Key factors controlling deep Carboniferous volcanic reservoirs in the east slope of Mahu Sag, Junggar Basin, NW China

Abstract

Considering the complex factors controlling volcanic reservoirs, the Carboniferous strata in the eastern slope area of the Mahu Sag (ESMS) in the northwestern Junggar Basin (NJB) were investigated using rock cores, thin sections, scanning electron microscope (SEM), physical properties, major elements, X-ray fluorescence (XRF), well logging, and seismic data. The volcanic rocks revealed by drilling are mostly weathering crust reservoirs (WCRs), the formation of which in and around the study area is significantly controlled by weathering and leaching (WL). Most types of volcanic rock can be improved by long-term weathering. Favorable reservoirs in the ESMS are often developed within 150 m below the tectonic unconformity boundary at the top of the Carboniferous. The longer the weathering duration, the better are the overall quality of the WCRs. Weathering duration of about 40 Ma is probably an important threshold in the NJB. Ultra-long leaching of atmospheric water and strong late dissolution of acidic fluids before oil and gas accumulations are important for reservoir development and petroleum accumulation in volcanic strata filled with authigenic minerals, especially calcite. The early regional tectonic movement affected the volcanic eruption and controlled the lithofacies distribution. The linear density of fractures was negatively correlated with the distance from the main controlling fault. Owing to the relatively weak filling, high-angle fractures contribute significantly to the reservoir permeability.
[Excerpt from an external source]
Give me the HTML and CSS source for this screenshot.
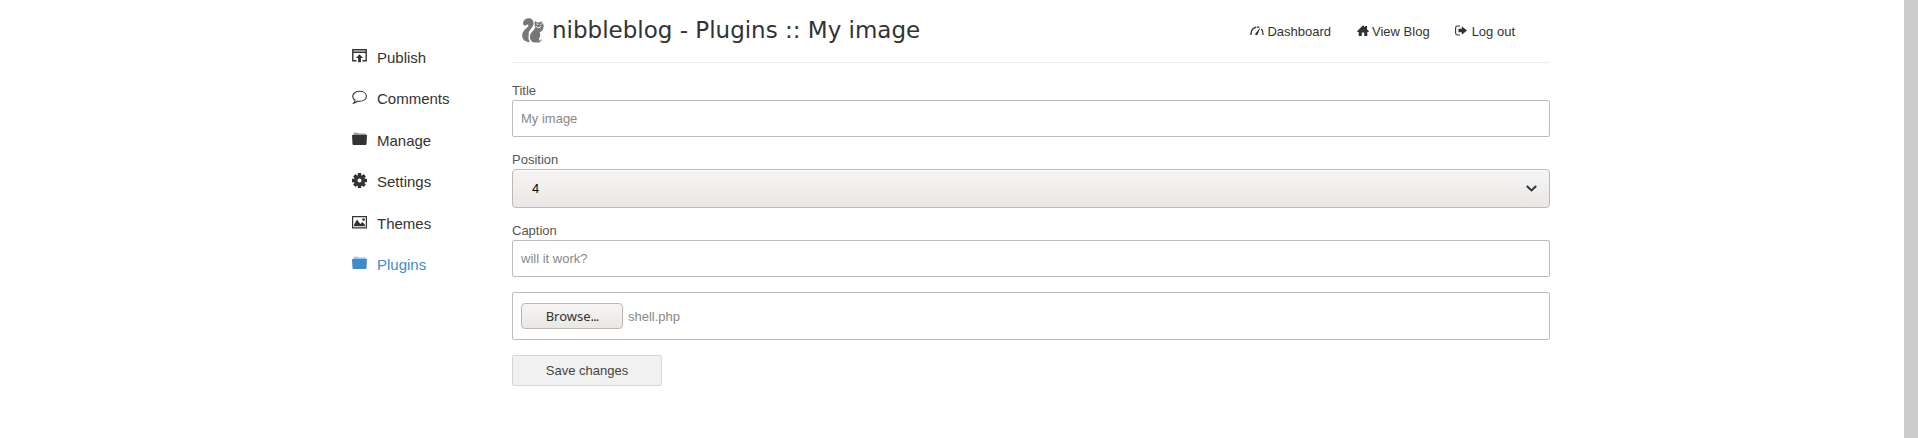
FILE: index.html
```html
<!DOCTYPE html>
<html lang="en">
<head>
<meta charset="utf-8">
<title>nibbleblog - Plugins :: My image</title>
<link rel="stylesheet" href="styles.css">
</head>
<body>
<div class="page">
  <nav class="sidebar">
    <a class="item"><svg width="15" height="15" viewBox="0 0 15 15"><path d="M4.500 11.700H.8V.8h13.400v10.900h-3.700M1 3.200h13" fill="none" stroke="currentColor" stroke-width="1.400"/><path d="M7.500 5.200 11 9H8.900v4.300H6.100V9H4z" fill="currentColor"/></svg><span>Publish</span></a>
    <a class="item"><svg width="15" height="15" viewBox="0 0 15 15"><path d="M7.600 1.300c3.800 0 6.800 2 6.800 5s-3 5-6.800 5c-.8 0-1.500-.1-2.200-.2-1 1.200-2.200 1.900-3.700 2.100.8-.8 1.300-1.600 1.400-2.900C1.500 9.300.7 8 .7 6.300c0-3 3.100-5 6.900-5z" fill="none" stroke="currentColor" stroke-width="1.100"/></svg><span>Comments</span></a>
    <a class="item"><svg width="15" height="15" viewBox="0 0 15 15"><path d="M1.500 3V1.300L2.300.7h3.400l.8.900h7l.5.700V3z" fill="currentColor" opacity=".5"/><path d="M0 3h15l-.5 9.200-.7.700H1.200l-.7-.7z" fill="currentColor"/></svg><span>Manage</span></a>
    <a class="item"><svg width="15" height="15" viewBox="0 0 15 15"><g stroke="currentColor" stroke-width="3.400"><path d="M7.500 0v15M0 7.500h15M2.300 2.300l10.400 10.400M12.700 2.300 2.300 12.700"/></g><circle cx="7.500" cy="7.500" r="5.500" fill="currentColor"/><circle cx="7.500" cy="7.500" r="2" fill="#fff"/></svg><span>Settings</span></a>
    <a class="item"><svg width="15" height="15" viewBox="0 0 15 15"><path d="M.6 1.600h13.800v11.300H.6z" fill="none" stroke="currentColor" stroke-width="1.200"/><path d="M2 11.300v-1.600l3-5.200 3.300 4.400L10.500 7l2.500 3v1.300z" fill="currentColor"/><circle cx="11.500" cy="4.600" r="1.300" fill="currentColor"/></svg><span>Themes</span></a>
    <a class="item active"><svg width="15" height="15" viewBox="0 0 15 15"><path d="M1.500 3V1.300L2.300.7h3.400l.8.900h7l.5.700V3z" fill="currentColor" opacity=".5"/><path d="M0 3h15l-.5 9.200-.7.700H1.200l-.7-.7z" fill="currentColor"/></svg><span>Plugins</span></a>
  </nav>
  <main class="content">
    <header class="header">
      <svg class="logo" width="22" height="25" viewBox="0 0 22 25"><path d="M6.800 16.500C6 12.500 11 10 11.500 6 11.800 2.500 9.800.2 6.900.2 3.200.2.900 2.900 1.100 5.700c.2 1.800 2.200 2.500 3.600 1.300C6 5.800 7 7 6 8.400 4.300 10.800.2 12.500.2 17.500c0 4.300 3.300 6.500 7.800 6.700C6.300 22 6.300 19.500 6.800 16.500z" fill="#777"/><path d="M13 3l1.700 1.200 2.300.2L19.600 3.200l.4 1.600c1.500 1.300 2 2.900 1.600 4.300-.3 2.700-1.800 4.600-4 5.200 1.300 2.500.6 4.900-.6 6.300l.2 2c.8.100 1.300.6 1.300 1.400-1.400.7-5.900.9-7.900.1-2.800-1.700-3.200-5.200-2.100-8 1-2.600 4.100-4.300 5-7.200-1.100-1.300-1.400-3.800-.5-5.900z" fill="#777"/><path d="M14.500 5.800l1.900.8M19.600 5.800l-1.400 1M14 8.400c1.600 1.800 3.700 1.700 5.200-.2" fill="none" stroke="#fff" stroke-width="1"/><circle cx="19" cy="22.300" r=".8" fill="#777"/></svg>
      <h1 class="title">nibbleblog - Plugins :: My image</h1>
      <div class="links">
        <a class="link dash"><svg width="14" height="12" viewBox="0 0 14 12"><path d="M.9 10C.9 6 2.600 3.100 6.100 2.200M6.700 2.100h2.600M11.500 3.800c1 1.400 1.500 3.400 1.600 6.200" fill="none" stroke="currentColor" stroke-width="1.300"/><path d="M10.500 2.200 7.600 9.400c-.5 1.200-2.900.9-2.400-.7z" fill="currentColor"/></svg><span>Dashboard</span></a>
        <a class="link blog"><svg width="12" height="12" viewBox="0 0 12 12"><path d="M6 .2 8 2.200V1h2v3.200l2 2.100-.7.700H10.300v4H7.200V7.600H4.800V11H1.700V7H.7L0 6.300z" fill="currentColor"/></svg><span>View Blog</span></a>
        <a class="link logout"><svg width="12" height="12" viewBox="0 0 12 12"><path d="M5 1H2.500C1.200 1 .6 1.700.6 2.900v5.200c0 1.200.6 1.900 1.900 1.900H5" fill="none" stroke="currentColor" stroke-width="1.100"/><path d="M3.500 3.700h3.300V1.300L12 5.500 6.800 9.700V7.300H3.500z" fill="currentColor"/></svg><span>Log out</span></a>
      </div>
    </header>
    <form class="form">
      <label class="label">Title</label>
      <div class="box input">My image</div>
      <label class="label position">Position</label>
      <div class="select"><span>4</span><svg width="11" height="7" viewBox="0 0 11 7"><path d="M.8 1 5.500 5.400 10.200 1" fill="none" stroke="#2e3436" stroke-width="2"/></svg></div>
      <label class="label caption">Caption</label>
      <div class="box input">will it work?</div>
      <div class="box file"><span class="browse">Browse<span class="dots">...</span></span><span class="filename">shell.php</span></div>
      <div class="save">Save changes</div>
    </form>
  </main>
  <div class="scrollbar"></div>
</div>
</body>
</html>
```
FILE: styles.css
```css
* { box-sizing: border-box; }
body {
  margin: 0;
  background: #fff;
  color: #333;
  font: 13px/16px "Liberation Sans", Arial, sans-serif;
}
.page { display: flex; height: 438px; overflow: hidden; }
svg { display: block; flex: none; }
.sidebar { width: 160px; margin-left: 352px; padding-top: 37.4px; flex: none; }
.item {
  display: flex;
  align-items: center;
  gap: 10px;
  height: 41.4px;
  font-size: 15px;
}
.item svg { margin-top: -3px; }
.active { color: #428bca; }
.content { width: 1038px; flex: none; }
.header {
  display: flex;
  height: 63px;
  border-bottom: 1px solid #eee;
}
.logo { margin: 18px 0 0 10px; }
.title {
  margin: 16px 0 0 8px;
  font: 23px/28px "DejaVu Sans", sans-serif;
  white-space: nowrap;
}
.links { display: flex; margin: 24px 35px 0 auto; }
.link { display: flex; gap: 4px; white-space: nowrap; }
.link svg { margin-top: 1px; }
.dash, .blog { gap: 3px; }
.dash { margin-right: 26px; }
.blog { margin-right: 25px; }
.logout { gap: 5px; }
.form { display: flex; flex-direction: column; padding-top: 20px; }
.label { height: 17px; color: #555; }
.position { margin-top: 15px; }
.caption { margin-top: 15px; }
.box {
  display: flex;
  align-items: center;
  border: 1px solid #bbb;
  border-radius: 2px;
  color: #888;
  padding: 0 8px;
}
.input { height: 37px; }
.select {
  display: flex;
  align-items: center;
  justify-content: space-between;
  height: 39px;
  padding: 0 12px 0 19px;
  border: 1px solid #bfb8b1;
  border-radius: 4px;
  background: linear-gradient(#f6f5f4, #e9e8e6);
  box-shadow: inset 0 1px #fff;
  color: #000;
}
.file { height: 48px; margin-top: 15px; gap: 5px; }
.browse {
  width: 102px;
  height: 26px;
  border: 1px solid #bfb8b1;
  border-radius: 4px;
  background: linear-gradient(#f6f5f4, #e9e8e6);
  color: #333;
  font: 13px/24px "Noto Sans", sans-serif;
  text-align: center;
}
.dots { letter-spacing: -0.9px; }
.filename { padding-top: 1px; }
.save {
  width: 150px;
  height: 31px;
  margin-top: 15px;
  border: 1px solid #d5d5d5;
  border-radius: 2px;
  background: #f1f1f1;
  color: #444;
  line-height: 29px;
  text-align: center;
}
.scrollbar { width: 14px; margin-left: auto; background: #cdcdcd; }
```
The physical properties of volcanic breccia are better than those of tuff, and the porosity, permeability, and fracture density of andesite are higher than those of basalt. The physical properties of near-source facies belts of a volcanic edifice are better than those of far-source facies ones. Favorable exploration areas are the structural highs and fault zones where the duration of WL is more than 40 Ma, explosive facies and effusive facies near the crater are developed, or the inherited ancient buried hills transformed by faults and fractures near excellent source rocks, where the dissolution of atmospheric water and organic acidic fluids are strong.